### SOURCE EXCERPT:
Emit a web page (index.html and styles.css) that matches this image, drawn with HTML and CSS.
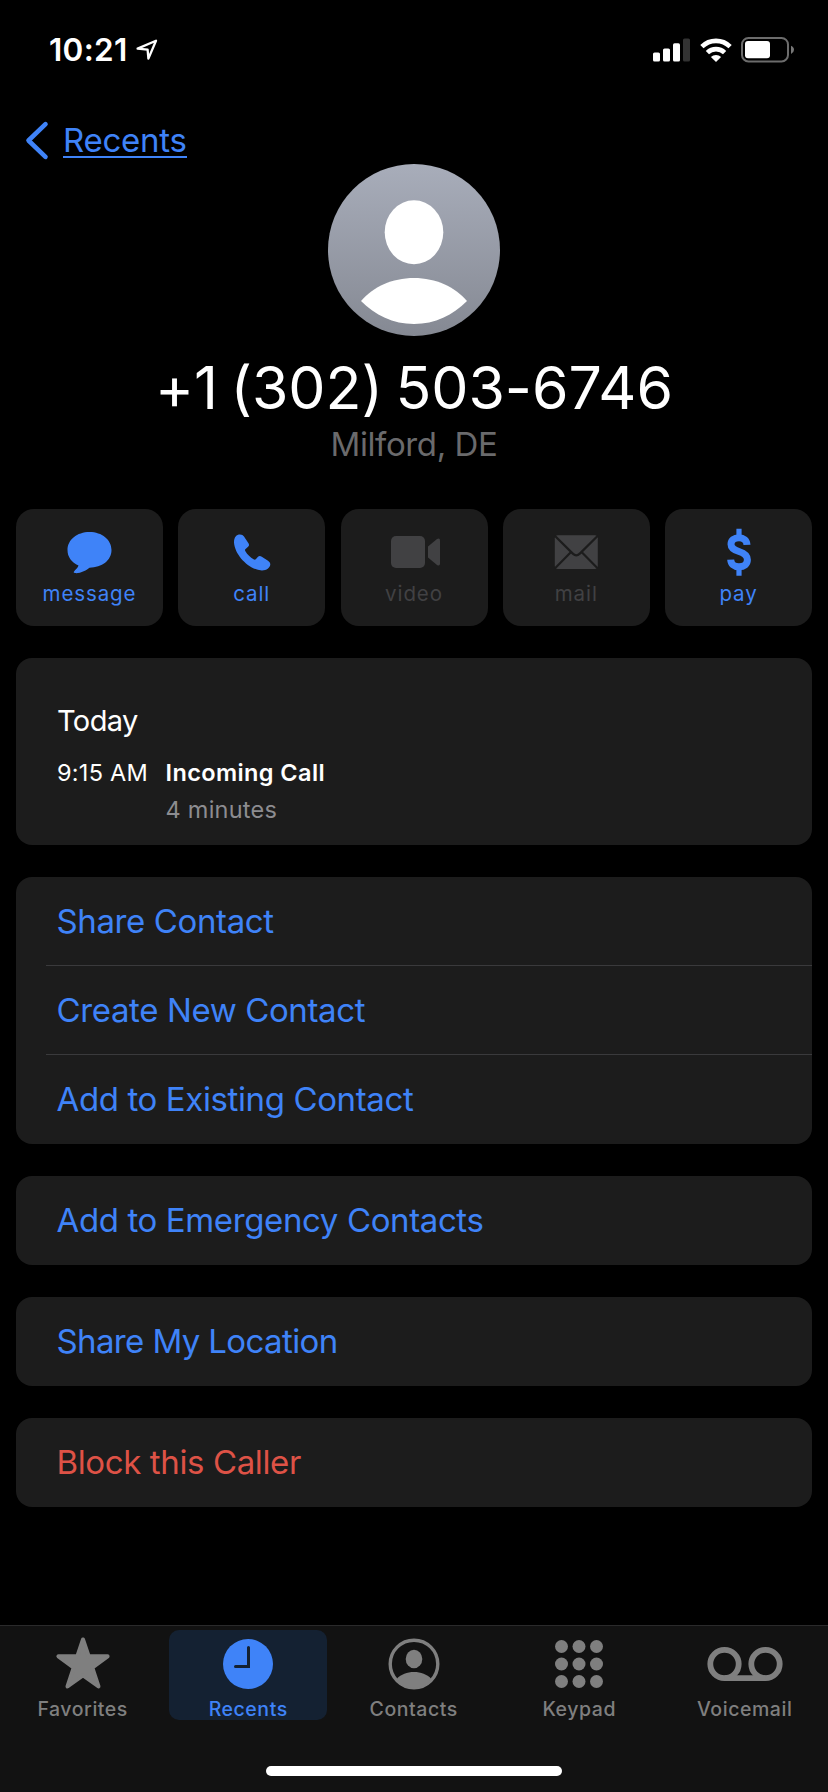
FILE: index.html
```html
<!DOCTYPE html>
<html lang="en">
<head>
<meta charset="utf-8">
<title>Recent call</title>
<link rel="stylesheet" href="styles.css">
</head>
<body>
<div class="screen">
  <header class="status">
    <div class="status-left">
      <span class="clock">10:21</span>
      <svg class="arrow" width="22" height="22" viewBox="0 0 22 22"><path d="M1.6 9.6 20 1.8 12.4 19.6 11.6 10.6Z" fill="none" stroke="#fff" stroke-width="2.3" stroke-linejoin="round"/></svg>
    </div>
    <div class="status-right">
      <svg width="37" height="24" viewBox="0 0 37 24" fill="#fff"><rect x="0" y="14.5" width="7" height="9" rx="1.6"/><rect x="10" y="10.5" width="7" height="13" rx="1.6"/><rect x="20" y="5.3" width="7" height="18.2" rx="1.6"/><rect x="30" y=".5" width="7" height="23" rx="1.6" fill="#333"/></svg>
      <svg width="32" height="24" viewBox="0 0 32 24"><path d="M1.9 8.7A20 20 0 0 1 30.1 8.7" fill="none" stroke="#fff" stroke-width="4.6"/><path d="M7.4 14.6A12.3 12.3 0 0 1 24.6 14.6" fill="none" stroke="#fff" stroke-width="4.6"/><path d="M10.9 19A7.4 7.4 0 0 1 21.1 19L16 24Z" fill="#fff"/></svg>
      <svg width="54" height="26" viewBox="0 0 54 26"><rect x="1" y="1" width="46" height="23.4" rx="6.5" fill="none" stroke="#6c6c6c" stroke-width="2"/><rect x="4" y="4" width="25" height="17.3" rx="3" fill="#fff"/><path d="M50 8.7Q53 10 53 12.8Q53 15.6 50 17Z" fill="#777"/></svg>
    </div>
  </header>

  <nav class="nav">
    <svg width="24" height="38" viewBox="0 0 24 38"><path d="M19.500 2.200 2.500 18.500 19.500 34.800" fill="none" stroke="#3f83f8" stroke-width="4.6" stroke-linecap="round" stroke-linejoin="round"/></svg>
    <a class="back">Recents</a>
  </nav>

  <section class="profile">
    <svg class="avatar" width="172" height="172" viewBox="0 0 172 172">
      <defs><linearGradient id="shade" x1="0" y1="0" x2="0" y2="1"><stop offset="0" stop-color="#a8adba"/><stop offset="1" stop-color="#858993"/></linearGradient></defs>
      <circle cx="86" cy="86" r="86" fill="url(#shade)"/>
      <ellipse cx="86" cy="68.3" rx="29.3" ry="32" fill="#fff"/>
      <path d="M33 137C45 123 64 114 86 114S127 123 139 137C125 151 107 160 86 160S47 151 33 137Z" fill="#fff"/>
    </svg>
    <h1 class="number">+1 (302) 503-6746</h1>
    <p class="place">Milford, DE</p>
  </section>

  <section class="actions">
    <button class="action">
      <svg width="50" height="50" viewBox="0 0 50 50"><path d="M24.500 5C37 5 46.500 12.800 46.500 23.100S37 40.700 24.500 40.700C22 43 14.500 46.800 10.100 46.100C8.100 45.700 8.500 44.800 9.800 43.500C11.500 42 12.700 40.500 13.500 38.500C6.500 35.500 2.500 30 2.500 23.100C2.500 12.800 12 5 24.500 5Z" fill="currentColor"/></svg>
      <span>message</span>
    </button>
    <button class="action">
      <svg width="50" height="50" viewBox="0 0 50 50"><path d="M7 15.500C7 10 9.500 7.500 13 7.500C15 7.500 16 8.200 17 9.600L21.300 16C22.400 17.700 22.300 18.600 20.800 20L18.600 22C17.800 22.800 17.800 23.200 18.400 24.300C20.300 27.600 23.500 30.500 26.500 32.300C27.600 33 28.200 32.900 29 32L31 29.800C32.200 28.700 33.200 28.700 34.800 29.700L41 33.800C42.700 35 43.300 36 43.300 37.600C43 41 39.500 43.600 34.800 43.500C21.500 42.500 7.800 28 7 15.500Z" fill="currentColor"/></svg>
      <span>call</span>
    </button>
    <button class="action off">
      <svg width="50" height="50" viewBox="0 0 50 50" fill="currentColor"><rect x="2" y="9" width="34" height="32" rx="5"/><path d="M39 19.500 48 12Q51 10.500 51 13.500V36.500Q51 39.500 48 38L39 30.500Z"/></svg>
      <span>video</span>
    </button>
    <button class="action off">
      <svg width="50" height="50" viewBox="0 0 50 50"><rect x="3.800" y="8.300" width="43" height="33.700" rx="3" fill="currentColor"/><path d="M3.800 8.800 21.800 26.600Q25.300 30 28.800 26.600L46.800 8.800M3.800 41.500 19.800 25.200M46.800 41.500 30.800 25.200" fill="none" stroke="#1c1c1c" stroke-width="2.200"/></svg>
      <span>mail</span>
    </button>
    <button class="action">
      <svg width="50" height="50" viewBox="0 0 50 50"><path d="M25 1.800V9M25 41V48.700" stroke="currentColor" stroke-width="5.200"/><path d="M33 17.800C32.800 13.500 29.500 10.700 25 10.700C20.200 10.700 17 13.300 17 17.200C17 21 19.500 22.800 25 24.500C30.500 26.200 33.400 28.500 33.400 32.800C33.400 37.200 30 39.800 25 39.800C20 39.800 16.900 37 16.700 32.600" fill="none" stroke="currentColor" stroke-width="7"/></svg>
      <span>pay</span>
    </button>
  </section>

  <main class="cards">
    <section class="card log">
      <h2 class="day">Today</h2>
      <div class="entry">
        <span class="time">9:15 AM</span>
        <div class="detail"><span class="kind">Incoming Call</span><span class="length">4 minutes</span></div>
      </div>
    </section>
    <section class="card">
      <a class="row">Share Contact</a>
      <a class="row">Create New Contact</a>
      <a class="row">Add to Existing Contact</a>
    </section>
    <section class="card"><a class="row">Add to Emergency Contacts</a></section>
    <section class="card"><a class="row location">Share My Location</a></section>
    <section class="card"><a class="row danger">Block this Caller</a></section>
  </main>

  <footer class="tabs">
    <div class="tab-row">
      <a class="tab">
        <svg width="76" height="54" viewBox="0 0 76 54"><path d="M38 4.500 43.700 21.300H62.600L47.300 32.700 53.500 51.500 38 40.300 22.500 51.500 28.700 32.700 13.400 21.300H32.300Z" fill="currentColor" stroke="currentColor" stroke-width="4" stroke-linejoin="round"/></svg>
        <span>Favorites</span>
      </a>
      <a class="tab active">
        <svg width="76" height="54" viewBox="0 0 76 54"><circle cx="38" cy="29" r="25" fill="currentColor"/><path d="M38.500 12.500V31.500H25.500" fill="none" stroke="#142132" stroke-width="3" stroke-linecap="round"/></svg>
        <span>Recents</span>
      </a>
      <a class="tab">
        <svg width="76" height="54" viewBox="0 0 76 54"><circle cx="38" cy="29" r="23.800" fill="none" stroke="currentColor" stroke-width="3.400"/><ellipse cx="38" cy="24" rx="8.300" ry="9.200" fill="currentColor"/><path d="M21 43.500C25 39.500 31 37 38 37S51 39.500 55 43.500C51 50 45 53 38 53S25 50 21 43.500Z" fill="currentColor"/></svg>
        <span>Contacts</span>
      </a>
      <a class="tab">
        <svg width="76" height="54" viewBox="0 0 76 54" fill="currentColor"><circle cx="20.500" cy="11.500" r="6.500"/><circle cx="38" cy="11.500" r="6.500"/><circle cx="55.500" cy="11.500" r="6.500"/><circle cx="20.500" cy="29" r="6.500"/><circle cx="38" cy="29" r="6.500"/><circle cx="55.500" cy="29" r="6.500"/><circle cx="20.500" cy="46.500" r="6.500"/><circle cx="38" cy="46.500" r="6.500"/><circle cx="55.500" cy="46.500" r="6.500"/></svg>
        <span>Keypad</span>
      </a>
      <a class="tab">
        <svg width="76" height="54" viewBox="0 0 76 54"><g fill="none" stroke="currentColor" stroke-width="5.800"><circle cx="17.500" cy="29" r="14.200"/><circle cx="58.500" cy="29" r="14.200"/><path d="M17.500 43.200H58.500"/></g></svg>
        <span>Voicemail</span>
      </a>
    </div>
    <div class="home"></div>
  </footer>
</div>
</body>
</html>
```
FILE: styles.css
```css
* { box-sizing: border-box; margin: 0; padding: 0; }
body { background: #000; font-family: Inter, "Liberation Sans", sans-serif; color: #fff; }
svg { display: block; flex: none; overflow: visible; }
.screen { width: 828px; height: 1792px; display: flex; flex-direction: column; }

.status { height: 100px; padding: 0 33px 0 49px; display: flex; justify-content: space-between; align-items: center; }
.status-left { display: flex; gap: 8px; align-items: center; }
.clock { font-size: 31.5px; font-weight: 600; line-height: 40px; letter-spacing: .3px; }
.status-right { display: flex; gap: 9.5px; align-items: center; }

.nav { height: 64px; padding: 17px 0 0 26px; display: flex; align-items: center; gap: 13px; }
.back { height: 38px; margin-top: -3px; padding-top: 1px; font-size: 33px; line-height: 38px; color: #3f83f8; border-bottom: 2px solid #3f83f8; letter-spacing: -.25px; }

.profile { height: 345px; display: flex; flex-direction: column; align-items: center; }
.number { margin-top: 16px; font-size: 59px; font-weight: 400; line-height: 72px; letter-spacing: -.05px; word-spacing: -4px; }
.place { font-size: 33px; line-height: 40px; color: #6a6a6c; letter-spacing: -.4px; font-weight: 400; }

.actions { height: 117px; padding: 0 16px; display: grid; grid-template-columns: repeat(5, 147px); justify-content: space-between; }
.action { border: 0; border-radius: 18px; background: #1c1c1c; color: #3f83f8; font-family: inherit; display: flex; flex-direction: column; justify-content: flex-start; align-items: center; padding-top: 18px; }
.action span { font-size: 20.5px; line-height: 24px; margin-top: 5px; letter-spacing: .9px; }
.action.off { color: #414143; }

.cards { padding: 32px 16px 0; display: flex; flex-direction: column; gap: 32px; flex: 1; }
.card { background: #1c1c1c; border-radius: 16px; }
.log { height: 187px; padding: 42px 41px 0; }
.day { font-size: 29px; font-weight: 400; line-height: 41px; letter-spacing: -.6px; }
.entry { display: flex; margin-top: 13px; font-size: 23.5px; line-height: 37px; }
.time { width: 108.5px; letter-spacing: .25px; }
.detail { display: flex; flex-direction: column; }
.kind { font-weight: 600; letter-spacing: .4px; }
.length { color: #8c8c90; letter-spacing: .25px; }
.row { display: block; height: 89px; padding-left: 40.5px; font-size: 33px; line-height: 88px; color: #3f83f8; letter-spacing: -.38px; }
.row:first-child:not(:last-child) { height: 88px; }
.row + .row { margin-left: 30px; padding-left: 10.5px; border-top: 1px solid #3a3a3c; line-height: 89px; }
.row + .row:last-child { height: 90px; }
.location { letter-spacing: -.62px; }
.danger { color: #de5246; }

.tabs { height: 167px; background: #121212; border-top: 1px solid #2a2a2b; padding: 4px 3.7px 0; }
.tab-row { display: flex; gap: 7.5px; }
.tab { width: 158px; flex: none; height: 90px; border-radius: 10px; display: flex; flex-direction: column; align-items: center; color: #7f7f7f; padding-top: 5px; }
.tab span { font-size: 19.5px; font-weight: 500; line-height: 24px; margin-top: 8px; letter-spacing: .55px; }
.tab.active { background: #142132; color: #3f83f8; }
.home { width: 296px; height: 10px; border-radius: 5px; background: #fff; margin: 46px auto 0; }
```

### WORK INSTRUCTIONS:
Copy out every line of the listing that contains the string "this".

### THE OUTPUT:
Emit a web page (index.html and styles.css) that matches this image, drawn with HTML and CSS.
    <section class="card"><a class="row danger">Block this Caller</a></section>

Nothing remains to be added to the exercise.